[Begin Source data]
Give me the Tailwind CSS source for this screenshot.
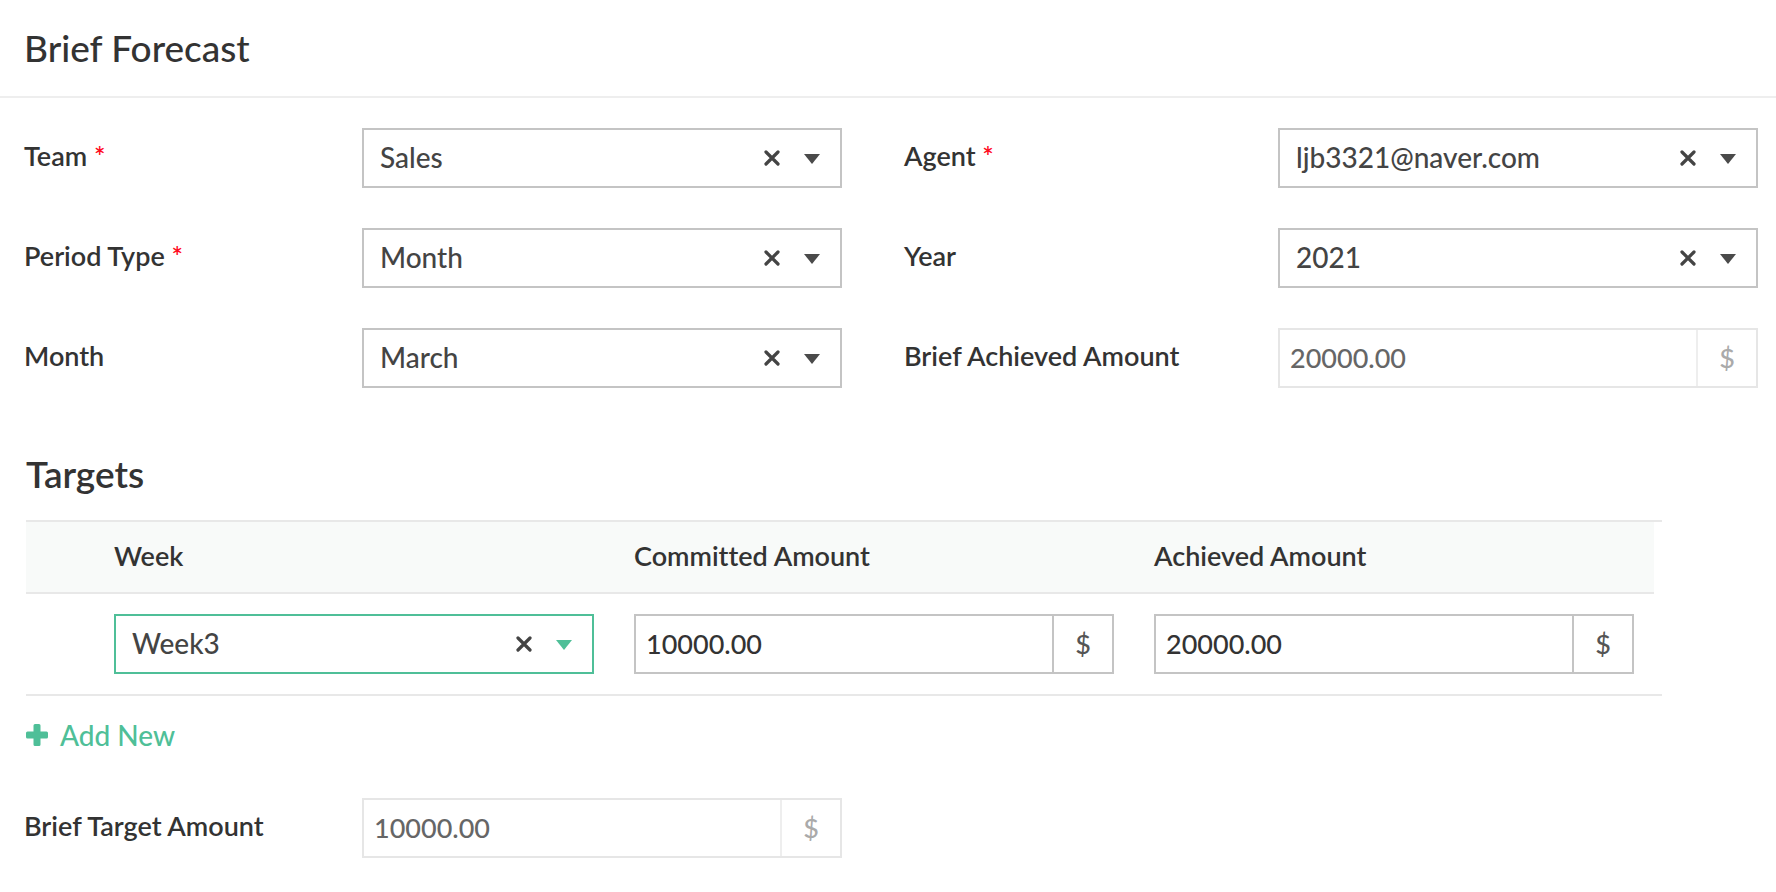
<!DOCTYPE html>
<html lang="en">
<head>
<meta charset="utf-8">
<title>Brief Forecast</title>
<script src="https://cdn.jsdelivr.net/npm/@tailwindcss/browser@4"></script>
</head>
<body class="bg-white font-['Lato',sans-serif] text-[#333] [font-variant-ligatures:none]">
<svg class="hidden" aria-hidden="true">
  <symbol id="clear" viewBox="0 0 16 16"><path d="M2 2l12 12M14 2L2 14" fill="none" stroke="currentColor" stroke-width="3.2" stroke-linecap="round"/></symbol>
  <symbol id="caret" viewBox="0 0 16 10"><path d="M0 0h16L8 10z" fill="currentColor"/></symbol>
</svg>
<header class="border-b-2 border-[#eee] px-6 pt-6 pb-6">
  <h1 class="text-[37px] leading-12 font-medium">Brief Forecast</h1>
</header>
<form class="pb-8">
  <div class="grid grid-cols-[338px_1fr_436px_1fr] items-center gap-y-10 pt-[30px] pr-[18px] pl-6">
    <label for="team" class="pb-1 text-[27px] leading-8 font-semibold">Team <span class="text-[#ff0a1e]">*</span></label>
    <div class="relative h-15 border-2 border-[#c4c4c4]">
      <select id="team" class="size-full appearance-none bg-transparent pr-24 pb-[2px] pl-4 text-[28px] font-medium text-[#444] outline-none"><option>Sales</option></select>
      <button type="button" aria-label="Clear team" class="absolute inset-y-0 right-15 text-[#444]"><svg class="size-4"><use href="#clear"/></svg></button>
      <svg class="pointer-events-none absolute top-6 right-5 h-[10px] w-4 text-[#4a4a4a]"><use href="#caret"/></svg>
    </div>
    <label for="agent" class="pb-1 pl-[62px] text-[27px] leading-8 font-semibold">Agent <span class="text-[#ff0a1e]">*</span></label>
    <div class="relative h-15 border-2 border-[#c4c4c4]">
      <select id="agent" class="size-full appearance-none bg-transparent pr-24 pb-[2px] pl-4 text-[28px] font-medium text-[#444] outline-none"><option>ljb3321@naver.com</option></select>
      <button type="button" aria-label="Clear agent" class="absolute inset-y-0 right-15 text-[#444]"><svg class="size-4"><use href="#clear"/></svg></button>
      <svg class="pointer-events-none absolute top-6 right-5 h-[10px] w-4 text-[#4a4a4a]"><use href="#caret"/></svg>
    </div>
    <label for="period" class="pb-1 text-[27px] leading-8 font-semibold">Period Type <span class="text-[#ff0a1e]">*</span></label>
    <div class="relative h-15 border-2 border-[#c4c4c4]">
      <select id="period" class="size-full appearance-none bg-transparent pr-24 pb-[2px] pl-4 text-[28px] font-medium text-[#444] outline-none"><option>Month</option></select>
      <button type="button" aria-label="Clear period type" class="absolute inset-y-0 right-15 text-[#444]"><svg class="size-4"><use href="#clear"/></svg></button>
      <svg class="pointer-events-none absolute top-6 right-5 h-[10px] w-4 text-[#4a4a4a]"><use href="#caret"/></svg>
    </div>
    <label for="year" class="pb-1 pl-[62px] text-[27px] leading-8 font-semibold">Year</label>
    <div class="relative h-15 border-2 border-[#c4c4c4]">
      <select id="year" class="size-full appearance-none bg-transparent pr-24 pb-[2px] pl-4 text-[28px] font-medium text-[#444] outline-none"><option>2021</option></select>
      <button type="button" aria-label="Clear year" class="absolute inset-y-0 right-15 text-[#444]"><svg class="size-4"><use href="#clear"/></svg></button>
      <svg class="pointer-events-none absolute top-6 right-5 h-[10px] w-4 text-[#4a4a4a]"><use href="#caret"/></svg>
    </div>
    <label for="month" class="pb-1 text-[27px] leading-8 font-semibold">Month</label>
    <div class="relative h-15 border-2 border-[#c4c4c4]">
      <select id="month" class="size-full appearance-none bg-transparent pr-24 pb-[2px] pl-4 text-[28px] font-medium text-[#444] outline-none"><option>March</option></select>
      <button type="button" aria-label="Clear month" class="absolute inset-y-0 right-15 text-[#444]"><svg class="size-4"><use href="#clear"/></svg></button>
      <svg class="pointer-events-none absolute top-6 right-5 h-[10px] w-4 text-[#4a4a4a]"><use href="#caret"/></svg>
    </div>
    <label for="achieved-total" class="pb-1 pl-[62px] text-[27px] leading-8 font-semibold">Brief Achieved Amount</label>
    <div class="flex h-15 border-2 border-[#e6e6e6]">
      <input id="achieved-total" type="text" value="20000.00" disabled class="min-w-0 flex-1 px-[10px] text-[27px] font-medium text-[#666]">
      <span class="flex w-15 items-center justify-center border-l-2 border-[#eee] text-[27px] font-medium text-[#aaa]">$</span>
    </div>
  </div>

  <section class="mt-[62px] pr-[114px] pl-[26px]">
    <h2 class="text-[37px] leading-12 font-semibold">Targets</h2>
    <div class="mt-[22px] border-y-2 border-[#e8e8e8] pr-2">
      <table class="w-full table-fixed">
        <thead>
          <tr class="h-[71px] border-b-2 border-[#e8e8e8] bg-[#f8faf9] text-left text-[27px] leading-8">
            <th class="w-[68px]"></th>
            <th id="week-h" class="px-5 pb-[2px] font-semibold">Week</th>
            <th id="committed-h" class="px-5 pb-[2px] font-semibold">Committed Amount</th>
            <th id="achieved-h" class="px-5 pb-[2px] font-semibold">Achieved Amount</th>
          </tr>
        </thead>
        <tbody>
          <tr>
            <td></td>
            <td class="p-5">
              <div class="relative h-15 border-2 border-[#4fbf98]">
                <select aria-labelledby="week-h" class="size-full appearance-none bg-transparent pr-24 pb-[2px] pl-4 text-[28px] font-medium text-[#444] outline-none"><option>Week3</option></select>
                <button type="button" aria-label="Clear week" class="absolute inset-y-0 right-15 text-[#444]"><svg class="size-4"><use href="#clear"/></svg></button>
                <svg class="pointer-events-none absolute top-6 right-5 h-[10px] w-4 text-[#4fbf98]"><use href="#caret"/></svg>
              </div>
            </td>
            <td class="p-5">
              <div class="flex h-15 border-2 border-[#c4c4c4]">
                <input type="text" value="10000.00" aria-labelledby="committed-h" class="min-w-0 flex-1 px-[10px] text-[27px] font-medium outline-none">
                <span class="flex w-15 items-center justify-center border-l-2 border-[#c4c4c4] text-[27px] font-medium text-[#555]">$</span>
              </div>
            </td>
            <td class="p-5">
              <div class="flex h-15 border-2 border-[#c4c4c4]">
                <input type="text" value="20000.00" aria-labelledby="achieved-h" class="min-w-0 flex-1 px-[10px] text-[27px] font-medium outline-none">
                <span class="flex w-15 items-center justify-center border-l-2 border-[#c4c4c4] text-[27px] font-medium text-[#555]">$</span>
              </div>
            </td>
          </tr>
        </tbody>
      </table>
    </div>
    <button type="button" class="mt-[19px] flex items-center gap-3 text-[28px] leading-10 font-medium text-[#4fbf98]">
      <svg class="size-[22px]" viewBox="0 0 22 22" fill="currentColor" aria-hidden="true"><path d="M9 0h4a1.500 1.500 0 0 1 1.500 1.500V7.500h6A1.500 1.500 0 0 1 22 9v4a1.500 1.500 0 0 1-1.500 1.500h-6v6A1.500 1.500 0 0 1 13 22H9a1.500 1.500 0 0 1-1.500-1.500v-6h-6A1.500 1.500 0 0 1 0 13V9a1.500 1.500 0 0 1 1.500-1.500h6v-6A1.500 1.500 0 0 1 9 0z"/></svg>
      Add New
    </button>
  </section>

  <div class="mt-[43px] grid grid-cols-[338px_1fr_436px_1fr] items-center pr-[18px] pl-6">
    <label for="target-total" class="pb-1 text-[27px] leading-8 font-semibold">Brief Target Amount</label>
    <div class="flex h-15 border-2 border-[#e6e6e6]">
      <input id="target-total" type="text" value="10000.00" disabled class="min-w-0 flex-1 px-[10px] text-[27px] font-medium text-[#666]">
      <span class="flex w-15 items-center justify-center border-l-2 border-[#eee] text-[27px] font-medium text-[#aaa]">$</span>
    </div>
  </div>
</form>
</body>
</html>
[End Source data]
[Begin Source data]
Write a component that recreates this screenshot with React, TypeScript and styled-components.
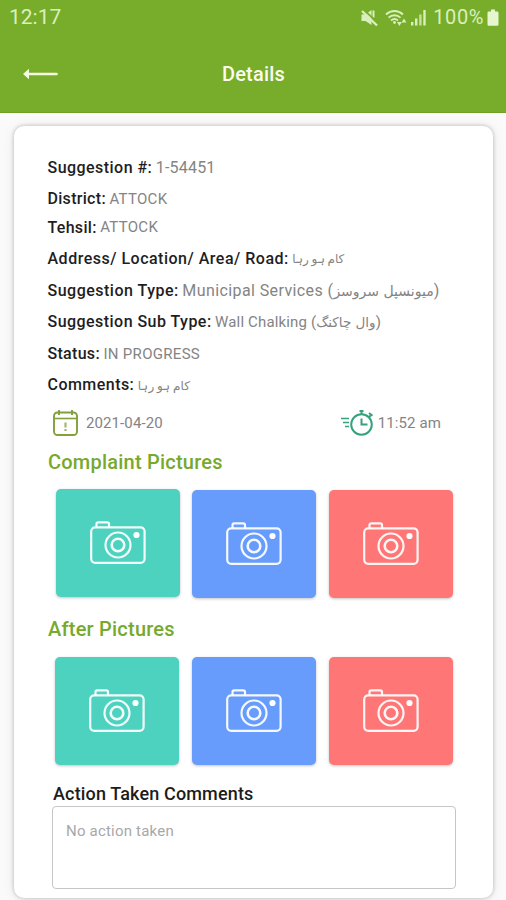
[End Source data]
_What to work on_
Give the count of lines in the records that contain "screenshot", and no other text.

_Output of the exercise_
2